Jennings: Mountain weather, climate can’t seem to agree

Bill Jennings

Are you as confused by the weather as the robins I saw this week? You’re not alone.

When it comes to weather, even the climate is confused. Weather is what you experience when you go outside today. Climate is how the atmosphere behaves over time. Meteorologists analyze climate patterns and compare them with the past to give us an idea about what kind of weather to expect in the future. According to the most recent analyses, climate can’t decide what to do next.
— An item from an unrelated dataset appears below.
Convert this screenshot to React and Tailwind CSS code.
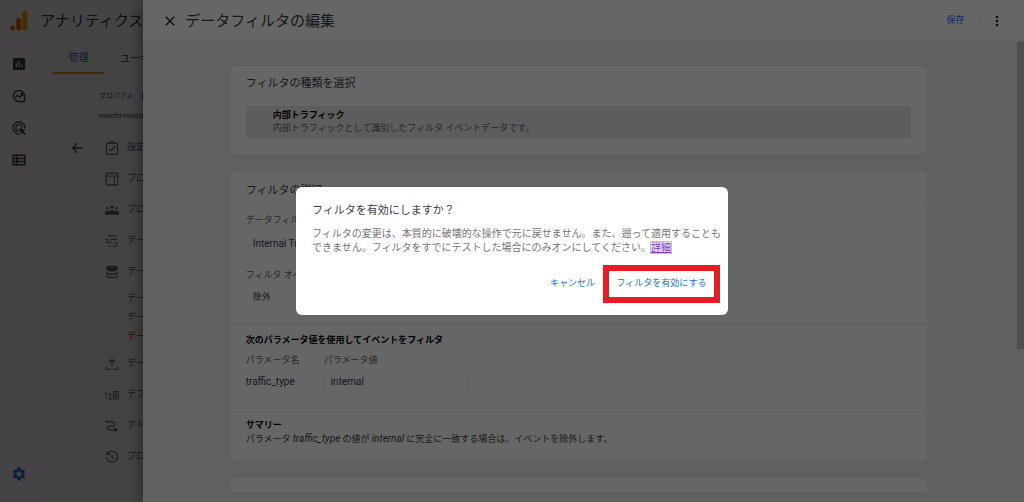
import React from "react";
import { MdSettings, MdInsertChart, MdAdsClick, MdArrowBack, MdClose, MdMoreVert } from "react-icons/md";

function Svg({ children, className = "size-[14px]" }) {
  return (
    <svg viewBox="0 0 24 24" fill="none" stroke="currentColor" strokeWidth="2" className={className} aria-hidden="true">
      {children}
    </svg>
  );
}

function Logo() {
  return (
    <svg viewBox="0 0 18 20" className="h-5 w-[18px] shrink-0" aria-hidden="true">
      <rect x="12.2" y="0" width="5.2" height="19.5" rx="2" fill="#f9ab00" />
      <rect x="6.2" y="7" width="5" height="12.5" rx="2" fill="#e37400" />
      <circle cx="2.6" cy="17" r="2.4" fill="#e37400" />
    </svg>
  );
}

const ExploreIcon = () => (
  <Svg>
    <path d="M21.500 21.500H12a9.500 9.500 0 1 1 9.500-9.500z" strokeWidth="2.4" />
    <path d="M5.500 14.500l4-4 3.500 3.500 5-5.500M14 8h4.400v4.400" strokeWidth="2.4" />
  </Svg>
);
const LibraryIcon = () => (
  <Svg>
    <path d="M2 4h20v16H2zM2 9.300h20M2 14.600h20M8 4v16" strokeWidth="2.6" />
  </Svg>
);
const ClipboardIcon = () => (
  <Svg>
    <rect x="2.500" y="3.500" width="19" height="19" rx="1.500" />
    <path d="M8 3.500l1.500-2h5l1.500 2" />
    <path d="M7 13l3.500 3.500L17.500 9" />
  </Svg>
);
const LayoutIcon = () => (
  <Svg>
    <rect x="2" y="2" width="20" height="20" rx="1" />
    <path d="M3 7h18M16 7v14" strokeWidth="1.500" />
  </Svg>
);
const PeopleIcon = () => (
  <Svg>
    <g fill="currentColor" stroke="none">
      <circle cx="4" cy="9" r="2.200" />
      <circle cx="12" cy="7" r="2.800" />
      <circle cx="20" cy="9" r="2.200" />
      <path d="M-1 20v-3c0-2 3-3.500 5-3.500l2.500.3c1.500-1 3.500-1.500 5.500-1.500s4 .5 5.500 1.500l2.500-.3c2 0 5 1.500 5 3.500v3z" />
    </g>
  </Svg>
);
const FlowIcon = () => (
  <Svg>
    <path d="M5 3h14M1 9h5M10 9h12M2 15h11M17 15h5M5 21h5M13 21h6" />
    <path d="M4 9v6M20 15v6" strokeWidth="1.500" />
  </Svg>
);
const StackIcon = () => (
  <Svg>
    <ellipse cx="12" cy="6" rx="9.500" ry="4" fill="currentColor" />
    <path d="M2.500 11.500c0 2.500 4 4.500 9.500 4.500s9.500-2 9.500-4.500M2.500 17c0 2.500 4 4.500 9.500 4.500s9.500-2 9.500-4.500" />
  </Svg>
);
const UploadIcon = () => (
  <Svg>
    <path d="M12 16V4M7 9l5-5 5 5M2 16v5h20v-5" />
  </Svg>
);
const IdentityIcon = () => (
  <Svg>
    <path d="M4 6L0 12M2 10v9M6 19h6M7 11h4M9 8v11M14 6h9v13h-9zM14 10.500h9M14 14.500h9M18.500 6v13" strokeWidth="1.500" />
  </Svg>
);
const PathIcon = () => (
  <Svg>
    <path d="M1 4h4M3 2v4M5 5h8a3.500 3.500 0 0 1 0 7.500H7a3 3 0 0 0 0 6h12M17 15.500l3.500 3-3.500 3" />
  </Svg>
);
const HistoryIcon = () => (
  <Svg>
    <path d="M4 7a9.300 9.300 0 1 1-1 6M4 2.500v5h5M12 8v5l3.500 1.500" />
  </Svg>
);

const navItems = [
  { label: "設定アシスタント", Icon: ClipboardIcon },
  { label: "プロパティ設定", Icon: LayoutIcon },
  { label: "プロパティのアクセス管理", Icon: PeopleIcon },
  { label: "データ ストリーム", Icon: FlowIcon },
  { label: "データ設定", Icon: StackIcon, children: ["データ収集", "データ保持", "データフィルタ"] },
  { label: "データ インポート", Icon: UploadIcon },
  { label: "デフォルトのレポート ID", Icon: IdentityIcon },
  { label: "アトリビューション設定", Icon: PathIcon },
  { label: "プロパティ変更履歴", Icon: HistoryIcon },
];

function Background() {
  return (
    <div className="flex h-full flex-col bg-[#fdfdfd] text-[#3c4043]">
      <header className="flex h-[42px] shrink-0 items-center gap-3 pl-[10px]">
        <Logo />
        <span className="text-[15px] whitespace-nowrap">アナリティクス</span>
      </header>
      <div className="flex min-h-0 flex-1">
        <nav aria-label="メイン" className="flex w-[38px] shrink-0 flex-col items-center gap-4 bg-[#fffaff] pt-[14px] pb-5">
          <button aria-label="レポート"><MdInsertChart className="size-4" /></button>
          <button aria-label="探索" className="flex h-4 items-center"><ExploreIcon /></button>
          <button aria-label="広告"><MdAdsClick className="size-4" /></button>
          <button aria-label="ライブラリ" className="flex h-4 items-center"><LibraryIcon /></button>
          <button aria-label="管理" className="mt-auto text-[#1a73e8]"><MdSettings className="size-4" /></button>
        </nav>
        <div className="min-w-0 flex-1 border-l-4 border-[#f3f3f3] bg-[#fafafa] pl-[11px]">
          <div className="flex h-8 text-[10px]">
            <button className="w-[51px] shrink-0 border-b-2 border-[#e8a33d] text-[#3367d6]">管理</button>
            <button className="pl-4 whitespace-nowrap">ユーザー</button>
          </div>
          <div className="flex flex-col gap-1 pt-[14px] pl-[46px]">
            <div className="flex h-4 items-center gap-2 text-[7px]">
              <span className="whitespace-nowrap">プロパティ</span>
              <button className="h-[13px] rounded-sm bg-[#1a73e8] px-2 whitespace-nowrap text-white">＋ プロパティを作成</button>
            </div>
            <span className="flex h-4 items-center text-[8px]">mochi-mochi-blog</span>
          </div>
          <div className="flex gap-5 pt-2">
            <button aria-label="戻る" className="flex size-8 shrink-0 items-center justify-center pl-4">
              <MdArrowBack className="size-4 shrink-0" />
            </button>
            <ul className="text-[9px] text-[#5f6368]">
              {navItems.map(({ label, Icon, children }) => (
                <li key={label}>
                  <a href="#" className="flex h-[31px] items-center gap-2 whitespace-nowrap">
                    <span className="shrink-0"><Icon /></span>
                    {label}
                  </a>
                  {children && (
                    <ul className="pt-0.5 pb-0.5 pl-[22px]">
                      {children.map((child, i) => (
                        <li key={child} className="h-[19px] whitespace-nowrap">
                          <a href="#" className={i === 2 ? "flex h-full items-center text-[#b3261e]" : "flex h-full items-center"}>{child}</a>
                        </li>
                      ))}
                    </ul>
                  )}
                </li>
              ))}
            </ul>
          </div>
        </div>
      </div>
    </div>
  );
}

function Sheet() {
  return (
    <section aria-label="データフィルタの編集" className="absolute inset-y-0 right-0 left-[14%] flex flex-col bg-[#f1f1f1] text-[9px] text-[#3c4043] shadow-[0_0_16px_rgba(0,0,0,0.5)]">
      <header className="flex h-[42px] shrink-0 items-center border-b border-[#e8e8e8] bg-white px-[19px] pt-px">
        <button aria-label="閉じる" className="text-[#202124]"><MdClose className="size-4" /></button>
        <h1 className="ml-[7px] text-[15px]">データフィルタの編集</h1>
        <button className="ml-auto h-[25px] w-[51px] rounded border border-[#f3f3f3] text-[#3367d6]">保存</button>
        <button aria-label="その他" className="ml-2 text-[#202124]"><MdMoreVert className="size-4" /></button>
      </header>
      <div className="flex min-h-0 flex-1">
        <div className="min-w-0 flex-1 pr-1 pb-[11px]">
          <div className="mx-auto flex h-full w-[81%] max-w-[697px] flex-col gap-[18px] overflow-hidden pt-6">
            <article className="shrink-0 rounded-md bg-white px-4 pb-4">
              <h2 className="flex h-10 items-center pb-1 text-[11px]">フィルタの種類を選択</h2>
              <button className="block h-8 w-full rounded bg-[#e9e9e9] px-[27px] text-left leading-[13px]">
                <strong className="block text-black">内部トラフィック</strong>
                <span className="block text-[#5f6368]">内部トラフィックとして識別したフィルタ イベントデータです。</span>
              </button>
            </article>
            <article className="shrink-0 rounded-md bg-white">
              <h2 className="flex h-8 items-center border-b border-[#f5f5f5] px-4 pt-2 text-[11px]">フィルタの詳細</h2>
              <div className="flex flex-col items-start border-b border-[#e6e6e6] px-4 pt-[6px] pb-[14px]">
                <label htmlFor="filter-name" className="flex h-[22px] items-center text-[#5f6368]">データフィルタ名</label>
                <input id="filter-name" defaultValue="Internal Traffic" className="h-[22px] w-48 rounded border border-[#fafafa] px-[6px] font-[Roboto] text-[10px]" />
                <label htmlFor="filter-op" className="mt-[11px] flex h-[22px] items-center text-[#5f6368]">フィルタ オペレーション</label>
                <select id="filter-op" className="h-[22px] w-48 appearance-none rounded border border-[#fafafa] px-[6px]">
                  <option>除外</option>
                </select>
              </div>
              <div className="border-b border-[#f8f8f8] px-4 pt-[6px] pb-4">
                <h3 className="h-5 leading-5 font-bold text-black">次のパラメータ値を使用してイベントをフィルタ</h3>
                <div className="flex">
                  <div className="w-[78px]">
                    <div className="h-5 leading-5 text-[#5f6368]">パラメータ名</div>
                    <div className="flex h-[22px] items-center font-[Roboto] text-[10px]">traffic_type</div>
                  </div>
                  <div>
                    <label htmlFor="param-value" className="block h-5 leading-5 text-[#5f6368]">パラメータ値</label>
                    <input id="param-value" defaultValue="internal" className="h-[22px] w-36 rounded border border-[#fafafa] px-[6px] font-[Roboto] text-[10px]" />
                  </div>
                </div>
              </div>
              <div className="px-4 pt-[10px] pb-[14px] leading-[13px]">
                <h3 className="font-bold text-black">サマリー</h3>
                <p>
                  パラメータ <em className="font-[Roboto] text-[10px]">traffic_type</em> の値が <em className="font-[Roboto] text-[10px]">internal</em> に完全に一致する場合は、イベントを除外します。
                </p>
              </div>
            </article>
            <div className="min-h-3 flex-1 rounded-t-md bg-white" />
          </div>
        </div>
        <div className="w-[7px] shrink-0">
          <div className="h-2/3 bg-[#c2c2c2]" />
        </div>
      </div>
    </section>
  );
}

function ConfirmDialog() {
  return (
    <div className="absolute inset-0 flex items-center justify-center bg-black/60">
      <div role="dialog" aria-modal="true" aria-labelledby="dialog-title" className="w-[432px] max-w-full rounded-md bg-white pt-3 pb-3 pl-4">
        <h2 id="dialog-title" className="flex h-6 items-center text-[11px] text-[#3c4043]">フィルタを有効にしますか？</h2>
        <p className="mt-1 text-[10px] leading-[14px] whitespace-nowrap text-[#757575]">
          フィルタの変更は、本質的に破壊的な操作で元に戻せません。また、遡って適用することも
          <br />
          できません。フィルタをすでにテストした場合にのみオンにしてください。
          <a href="#" className="bg-[#e9dff5] text-[#7b3fc4] underline outline outline-[#cdbbe6]">詳細</a>
        </p>
        <div className="mt-[10px] flex items-center justify-end gap-2 pr-2 text-[9px] text-[#1a73c8]">
          <button className="h-6">キャンセル</button>
          <button className="h-[38px] w-[117px] border-[6px] border-[#e81c24]">フィルタを有効にする</button>
        </div>
      </div>
    </div>
  );
}

export default function App() {
  return (
    <main className="relative h-screen overflow-hidden font-['Roboto','Noto_Sans_CJK_JP',sans-serif]">
      <Background />
      <div className="absolute inset-0 bg-black/32" />
      <Sheet />
      <ConfirmDialog />
    </main>
  );
}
The El Niño weather pattern, which we associate with warmer, drier winters in the Pacific Northwest, has been threatening to emerge for some time. El Niño and La Niña (which inspire skiers and snowboarders to dance in the streets) are the opposite ends of a climate pattern called the El Niño Southern Oscillation (ENSO).

The National Weather Service (NWS) defines El Niño as a prolonged warming of surface temperatures in the Pacific Ocean compared with the average, which is how meteorologists define normal. When sea surface temperatures display a warming of at least 0.9 degrees Fahrenheit above normal in the east-central tropics, El Niño is in effect.

Earlier this month sea surface temperatures exhibited enough of a warming trend so that the Climate Prediction Center of the National Weather Service declared a 50- to 60-percent chance of El Niño conditions during the next two months. The atmosphere is supposed to behave a certain way with El Niño conditions. So far, it doesn’t seem to be in sync.

According to the NWS, overall atmospheric circulation is showing only limited “coupling” with warmer sea surface temperatures. Instead of interacting normally with the warmer water, Pacific Ocean wind and convection patterns continue to behave in a manner associated with a limbo between El Niño and La Niña known as “ENSO-neutral.”

As we near the halfway point of the ski season, winter weather in our region has been as uneventful as the ENSO. A scan of Snow Telemetry (SNOTEL) summary snowpack data for January gives us an idea about the quality of the skiing and riding so far. The snow station near Mount Spokane on Quartz Peak shows a depth of 21 inches – 57 percent of the average (normal) January snowpack of 36 inches. Last year at this time Quartz Peak had 50 inches (72 percent of normal).

Kellogg Peak’s average of 19 inches for January is only 26 percent of normal. Last year at this time its SNOTEL location read 29 inches. The Lookout Pass SNOTEL shows 31 inches – 58 percent of the normal average of 53 inches. Schweitzer’s snowpack summary reads 40 inches – 51 percent of the January average of 78 inches.

It should be noted that the snow reports from some local hills are based on snow stakes that are at higher elevations than the SNOTEL stations. But the below normal summaries for January speak volumes about the skiing and riding conditions.

Our season has been victimized by a series of high pressure ridges along the West Coast that have had a tendency to draw cold, dry arctic air into the region. These ridges break down, only to be shoved aside by warm, wet atmospheric rivers traditionally known as the Pineapple Express. If only the two could converge over us at the same time.

I should be more careful what I wish for. But the 30- and 90-day outlooks from the NWS suggest such a harmonic convergence is unlikely. It’s beginning to sound like a broken record that has been skipping since September – warmer and drier than normal conditions are expected to continue in the Pacific Northwest.

The good news is that despite all the technology, weather always has been, and always will be, unpredictable. The further out from today meteorologists make predictions, the greater their chances are of being wrong. There’s a lot of skiing and riding yet to be done, weather – and climate – permitting.